* **PROBLEM STATEMENT**
Leave out the pictures, and quote exactly the lines running from the one with "Clone this table" through the last line of the entries below.

* **SUPPLIED DATA**
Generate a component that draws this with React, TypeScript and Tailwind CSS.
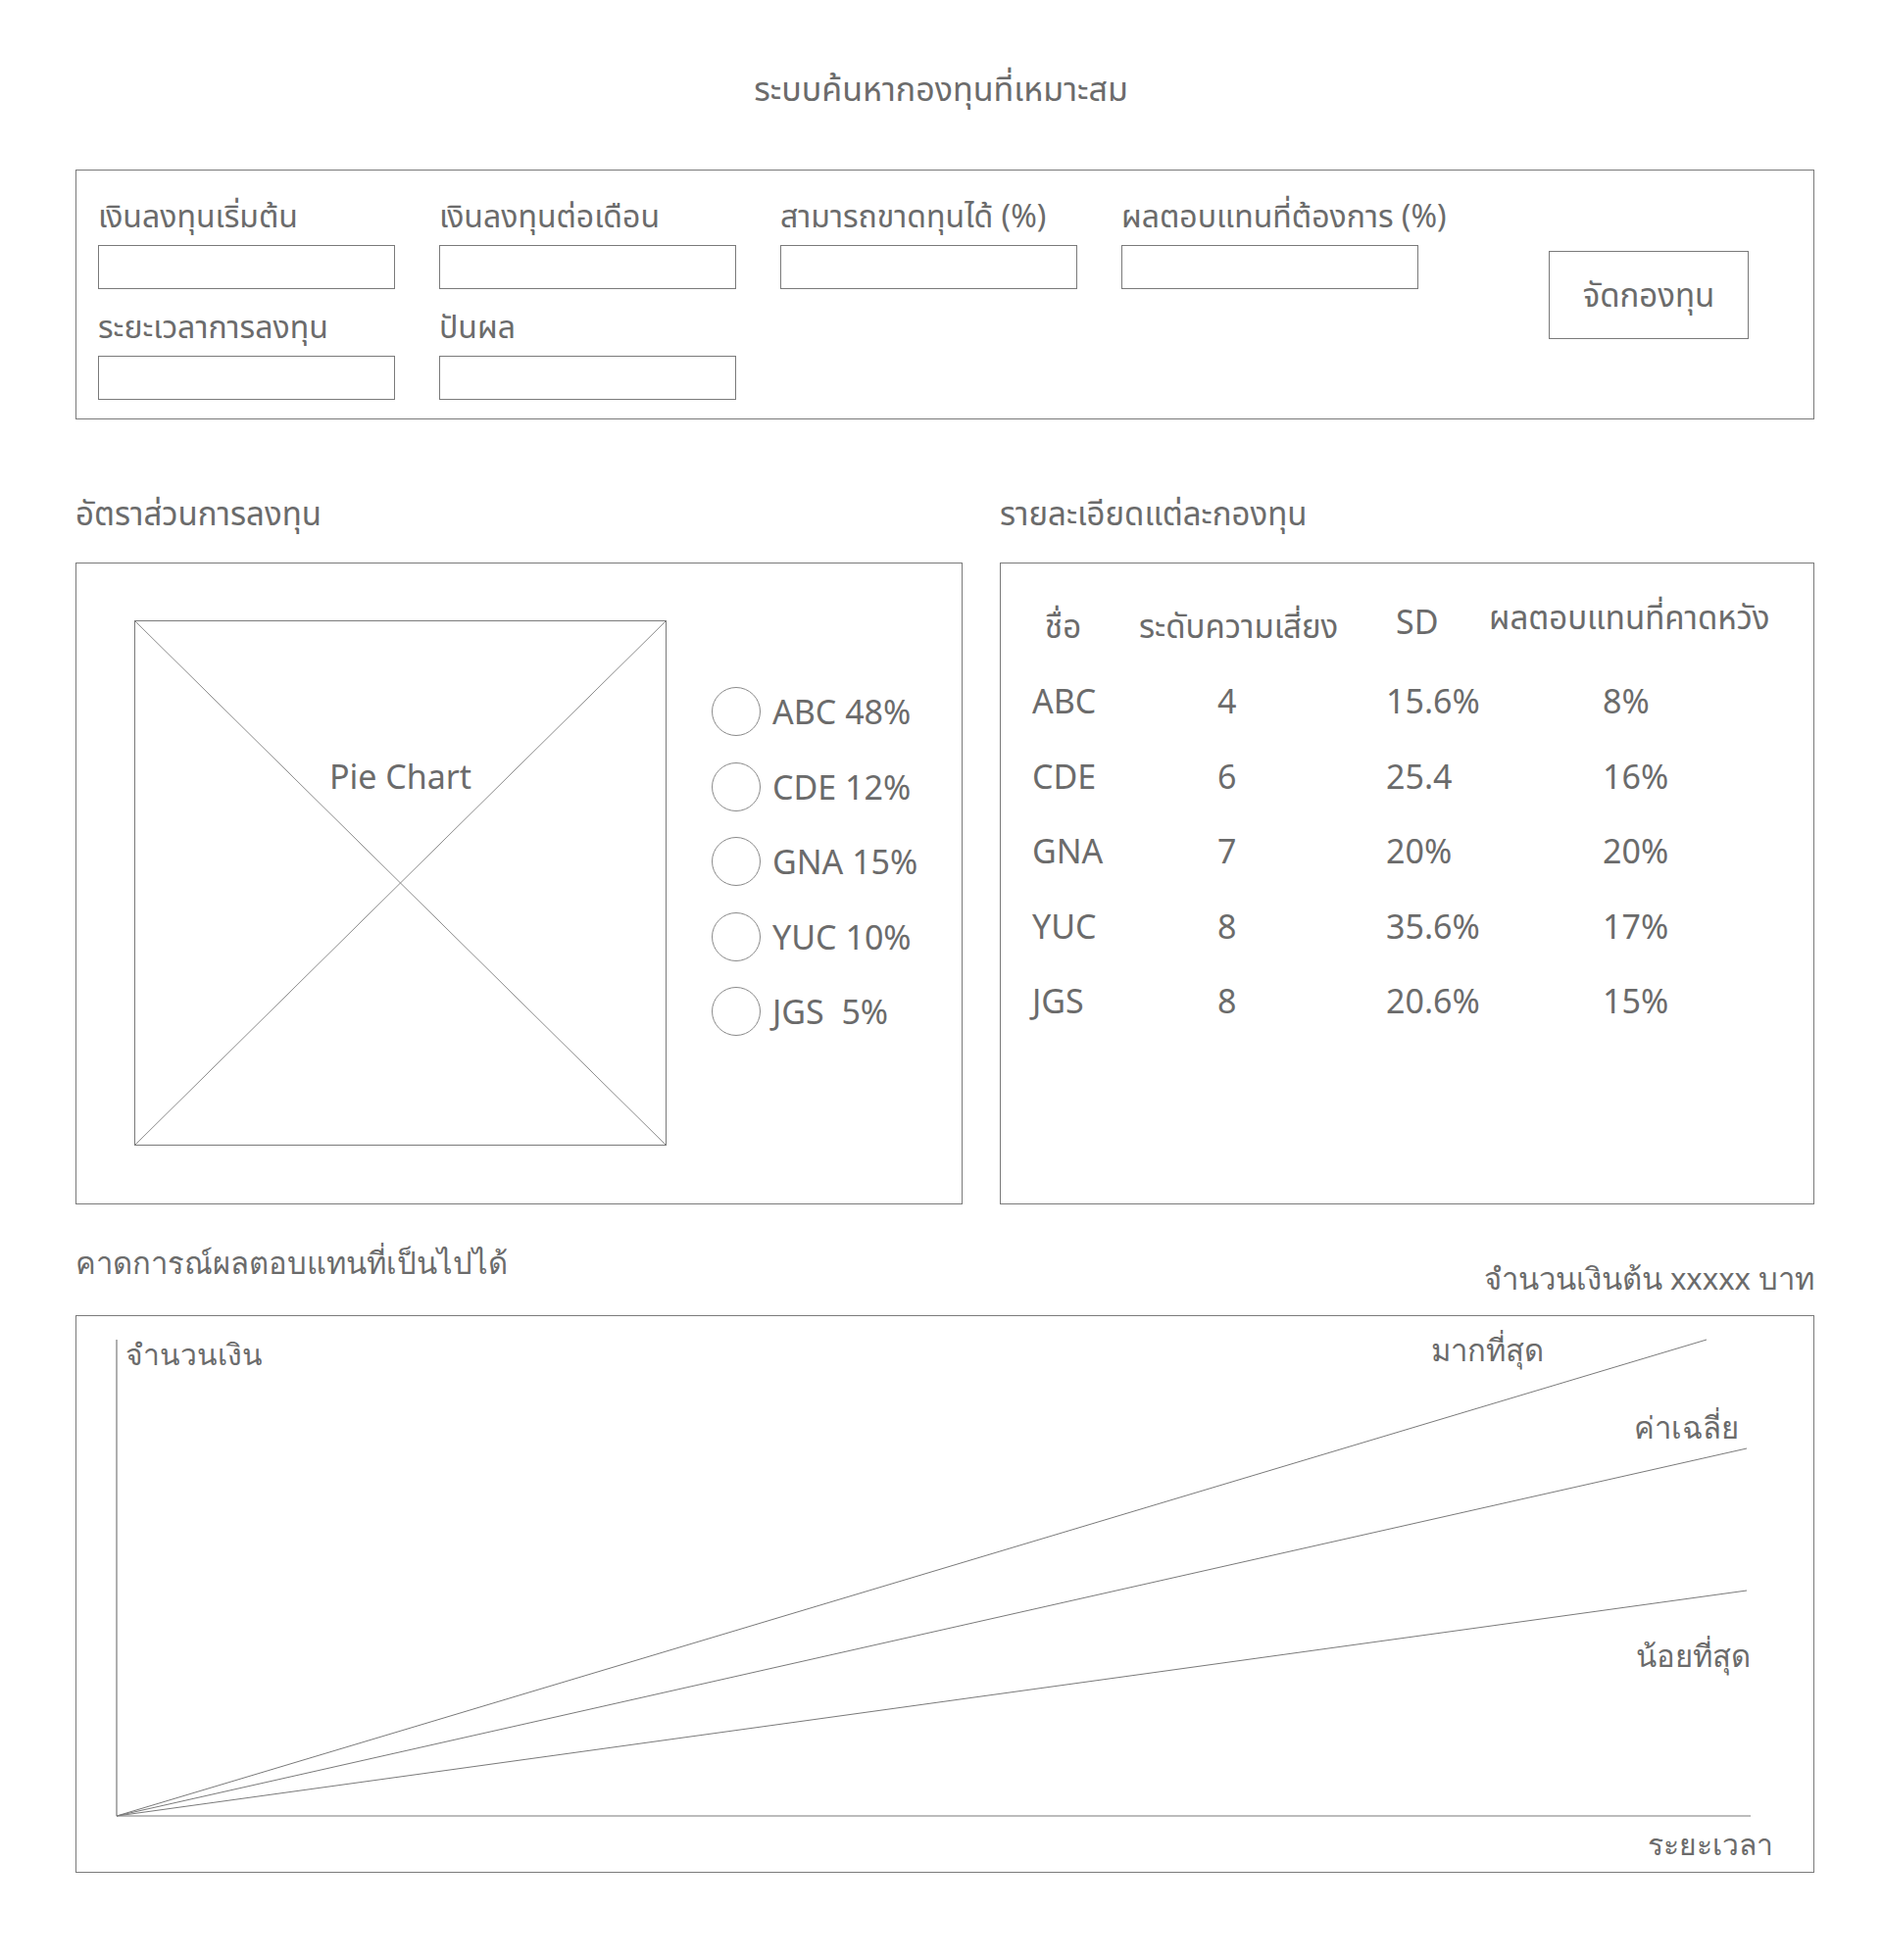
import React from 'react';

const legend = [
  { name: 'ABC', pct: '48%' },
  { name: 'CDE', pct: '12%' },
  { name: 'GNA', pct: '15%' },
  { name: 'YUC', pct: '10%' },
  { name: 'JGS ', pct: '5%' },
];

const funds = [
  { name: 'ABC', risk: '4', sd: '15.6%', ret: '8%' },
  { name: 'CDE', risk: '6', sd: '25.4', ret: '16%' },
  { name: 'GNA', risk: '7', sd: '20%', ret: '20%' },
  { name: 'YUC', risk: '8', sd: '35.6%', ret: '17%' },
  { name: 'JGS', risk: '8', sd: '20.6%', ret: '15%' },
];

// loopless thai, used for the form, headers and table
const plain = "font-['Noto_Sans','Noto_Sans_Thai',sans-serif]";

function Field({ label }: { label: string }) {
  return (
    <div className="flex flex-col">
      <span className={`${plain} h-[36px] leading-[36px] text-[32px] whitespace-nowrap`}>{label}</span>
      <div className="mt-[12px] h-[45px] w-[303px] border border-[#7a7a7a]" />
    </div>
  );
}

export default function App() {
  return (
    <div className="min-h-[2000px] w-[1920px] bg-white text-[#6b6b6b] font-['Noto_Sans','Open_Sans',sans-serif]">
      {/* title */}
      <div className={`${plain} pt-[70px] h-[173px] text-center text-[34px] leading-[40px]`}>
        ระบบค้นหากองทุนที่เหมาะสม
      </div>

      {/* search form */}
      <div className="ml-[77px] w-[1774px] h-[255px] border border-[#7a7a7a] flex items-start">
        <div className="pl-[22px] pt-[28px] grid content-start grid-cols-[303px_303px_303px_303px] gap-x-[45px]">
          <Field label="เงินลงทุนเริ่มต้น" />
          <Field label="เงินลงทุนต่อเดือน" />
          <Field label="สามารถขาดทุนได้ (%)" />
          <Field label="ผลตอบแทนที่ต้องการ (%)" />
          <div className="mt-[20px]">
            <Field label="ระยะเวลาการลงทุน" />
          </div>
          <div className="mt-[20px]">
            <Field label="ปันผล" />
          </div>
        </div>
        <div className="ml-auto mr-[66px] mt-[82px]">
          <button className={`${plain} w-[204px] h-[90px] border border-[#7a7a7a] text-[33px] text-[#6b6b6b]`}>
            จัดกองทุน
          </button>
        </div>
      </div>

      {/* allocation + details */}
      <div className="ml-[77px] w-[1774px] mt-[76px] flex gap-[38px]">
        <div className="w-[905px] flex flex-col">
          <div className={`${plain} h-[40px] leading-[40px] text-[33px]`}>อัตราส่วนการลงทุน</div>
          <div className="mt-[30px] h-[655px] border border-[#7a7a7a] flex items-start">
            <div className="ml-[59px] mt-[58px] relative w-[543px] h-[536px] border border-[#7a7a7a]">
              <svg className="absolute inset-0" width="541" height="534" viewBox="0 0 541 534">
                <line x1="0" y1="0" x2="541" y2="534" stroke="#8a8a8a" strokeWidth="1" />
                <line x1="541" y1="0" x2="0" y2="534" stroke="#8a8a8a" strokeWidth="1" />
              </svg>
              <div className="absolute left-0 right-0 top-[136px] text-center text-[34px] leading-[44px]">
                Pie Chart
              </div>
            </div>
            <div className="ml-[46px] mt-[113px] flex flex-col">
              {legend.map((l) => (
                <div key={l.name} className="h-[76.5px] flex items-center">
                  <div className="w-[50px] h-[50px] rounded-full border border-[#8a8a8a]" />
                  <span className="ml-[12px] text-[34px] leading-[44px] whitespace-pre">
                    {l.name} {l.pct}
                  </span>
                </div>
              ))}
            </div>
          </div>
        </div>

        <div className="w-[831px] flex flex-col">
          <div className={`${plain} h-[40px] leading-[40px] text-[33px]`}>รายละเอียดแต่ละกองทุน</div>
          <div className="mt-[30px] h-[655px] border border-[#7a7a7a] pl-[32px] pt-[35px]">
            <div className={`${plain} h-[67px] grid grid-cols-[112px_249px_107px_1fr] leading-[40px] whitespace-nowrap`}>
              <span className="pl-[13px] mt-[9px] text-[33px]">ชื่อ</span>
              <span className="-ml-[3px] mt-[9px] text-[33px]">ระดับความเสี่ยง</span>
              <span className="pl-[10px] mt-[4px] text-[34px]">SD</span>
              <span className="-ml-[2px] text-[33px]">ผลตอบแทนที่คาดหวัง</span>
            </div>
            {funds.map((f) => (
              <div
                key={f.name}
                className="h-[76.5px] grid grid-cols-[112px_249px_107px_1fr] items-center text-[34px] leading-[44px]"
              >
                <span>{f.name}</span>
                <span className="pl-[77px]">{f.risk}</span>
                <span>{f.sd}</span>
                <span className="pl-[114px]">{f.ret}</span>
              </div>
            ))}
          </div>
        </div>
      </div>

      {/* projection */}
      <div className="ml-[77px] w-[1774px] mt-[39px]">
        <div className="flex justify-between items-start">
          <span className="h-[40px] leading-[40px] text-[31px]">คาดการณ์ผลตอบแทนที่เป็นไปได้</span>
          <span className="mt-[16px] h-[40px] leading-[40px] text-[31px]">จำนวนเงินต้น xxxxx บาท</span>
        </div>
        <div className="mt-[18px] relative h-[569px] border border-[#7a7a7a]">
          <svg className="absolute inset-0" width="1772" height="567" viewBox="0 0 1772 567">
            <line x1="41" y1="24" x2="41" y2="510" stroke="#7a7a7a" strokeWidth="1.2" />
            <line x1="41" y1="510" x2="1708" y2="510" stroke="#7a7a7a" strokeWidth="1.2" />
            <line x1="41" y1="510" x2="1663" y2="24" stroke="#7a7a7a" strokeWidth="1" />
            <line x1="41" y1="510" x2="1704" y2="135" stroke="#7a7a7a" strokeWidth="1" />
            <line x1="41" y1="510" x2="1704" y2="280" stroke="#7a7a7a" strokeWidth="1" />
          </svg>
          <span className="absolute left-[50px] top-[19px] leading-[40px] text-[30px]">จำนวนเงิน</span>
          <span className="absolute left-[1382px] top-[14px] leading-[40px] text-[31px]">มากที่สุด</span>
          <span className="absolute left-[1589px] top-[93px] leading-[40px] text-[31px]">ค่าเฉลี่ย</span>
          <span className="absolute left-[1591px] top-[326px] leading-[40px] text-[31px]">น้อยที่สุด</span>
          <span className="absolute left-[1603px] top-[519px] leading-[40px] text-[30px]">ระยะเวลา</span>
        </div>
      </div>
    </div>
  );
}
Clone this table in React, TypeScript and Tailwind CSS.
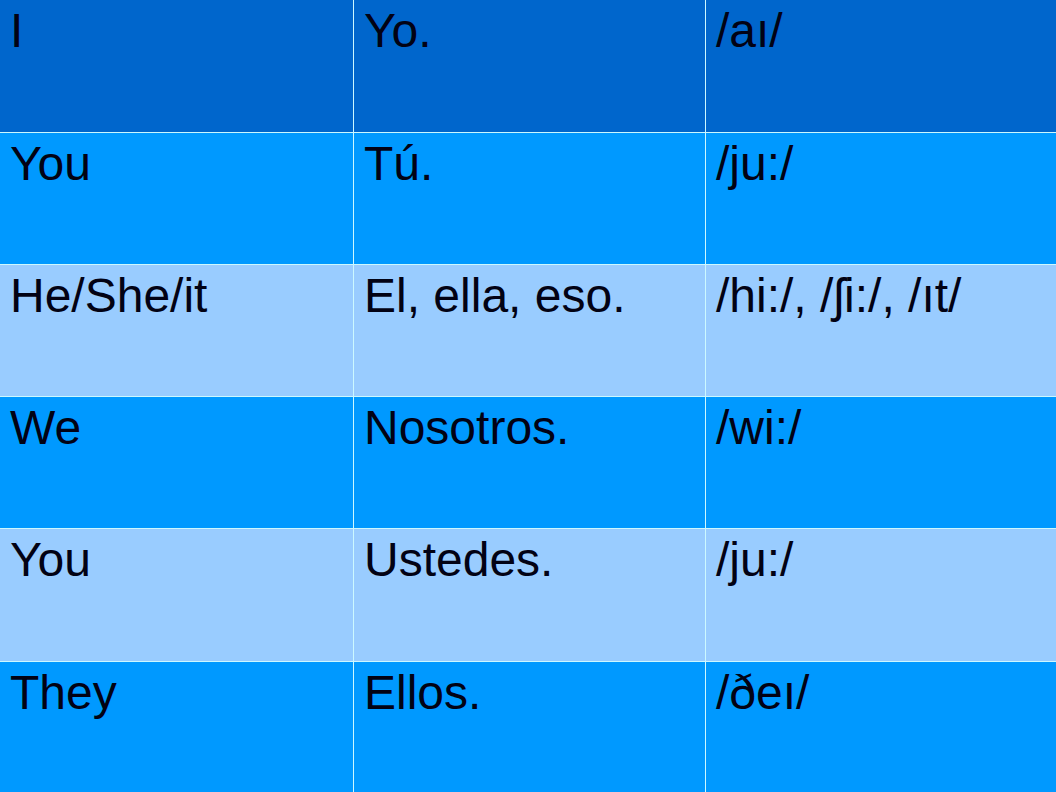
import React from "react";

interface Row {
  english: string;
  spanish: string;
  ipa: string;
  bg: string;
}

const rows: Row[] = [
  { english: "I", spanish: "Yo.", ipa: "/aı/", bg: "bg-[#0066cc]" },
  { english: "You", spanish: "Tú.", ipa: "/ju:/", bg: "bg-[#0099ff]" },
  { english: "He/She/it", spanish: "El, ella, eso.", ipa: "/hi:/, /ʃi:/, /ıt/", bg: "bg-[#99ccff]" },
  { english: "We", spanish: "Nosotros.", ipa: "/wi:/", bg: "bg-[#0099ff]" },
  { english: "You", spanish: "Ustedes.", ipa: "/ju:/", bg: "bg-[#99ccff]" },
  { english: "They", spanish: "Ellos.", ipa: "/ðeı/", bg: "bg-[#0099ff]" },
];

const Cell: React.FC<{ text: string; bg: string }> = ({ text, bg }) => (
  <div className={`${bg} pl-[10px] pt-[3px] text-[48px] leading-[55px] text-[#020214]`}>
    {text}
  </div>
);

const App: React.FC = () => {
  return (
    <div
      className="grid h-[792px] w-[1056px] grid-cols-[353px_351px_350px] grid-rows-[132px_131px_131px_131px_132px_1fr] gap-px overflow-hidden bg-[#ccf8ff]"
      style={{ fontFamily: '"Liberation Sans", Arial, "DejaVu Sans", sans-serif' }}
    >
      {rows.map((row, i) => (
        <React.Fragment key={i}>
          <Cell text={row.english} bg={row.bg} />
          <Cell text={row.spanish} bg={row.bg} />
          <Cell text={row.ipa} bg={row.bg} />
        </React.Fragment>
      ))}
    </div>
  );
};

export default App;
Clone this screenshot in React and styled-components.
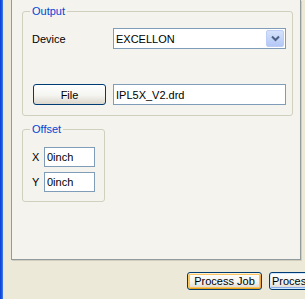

* **SOLVED PROBLEM**
Clone this table in React, TypeScript and Tailwind CSS.
import React from "react";

interface Row {
  english: string;
  spanish: string;
  ipa: string;
  bg: string;
}

const rows: Row[] = [
  { english: "I", spanish: "Yo.", ipa: "/aı/", bg: "bg-[#0066cc]" },
  { english: "You", spanish: "Tú.", ipa: "/ju:/", bg: "bg-[#0099ff]" },
  { english: "He/She/it", spanish: "El, ella, eso.", ipa: "/hi:/, /ʃi:/, /ıt/", bg: "bg-[#99ccff]" },
  { english: "We", spanish: "Nosotros.", ipa: "/wi:/", bg: "bg-[#0099ff]" },
  { english: "You", spanish: "Ustedes.", ipa: "/ju:/", bg: "bg-[#99ccff]" },
  { english: "They", spanish: "Ellos.", ipa: "/ðeı/", bg: "bg-[#0099ff]" },
];

const Cell: React.FC<{ text: string; bg: string }> = ({ text, bg }) => (
  <div className={`${bg} pl-[10px] pt-[3px] text-[48px] leading-[55px] text-[#020214]`}>
    {text}
  </div>
);

const App: React.FC = () => {
  return (
    <div
      className="grid h-[792px] w-[1056px] grid-cols-[353px_351px_350px] grid-rows-[132px_131px_131px_131px_132px_1fr] gap-px overflow-hidden bg-[#ccf8ff]"
      style={{ fontFamily: '"Liberation Sans", Arial, "DejaVu Sans", sans-serif' }}
    >
      {rows.map((row, i) => (
        <React.Fragment key={i}>
          <Cell text={row.english} bg={row.bg} />
          <Cell text={row.spanish} bg={row.bg} />
          <Cell text={row.ipa} bg={row.bg} />
        </React.Fragment>
      ))}
    </div>
  );
};

export default App;
Clone this screenshot in React and styled-components.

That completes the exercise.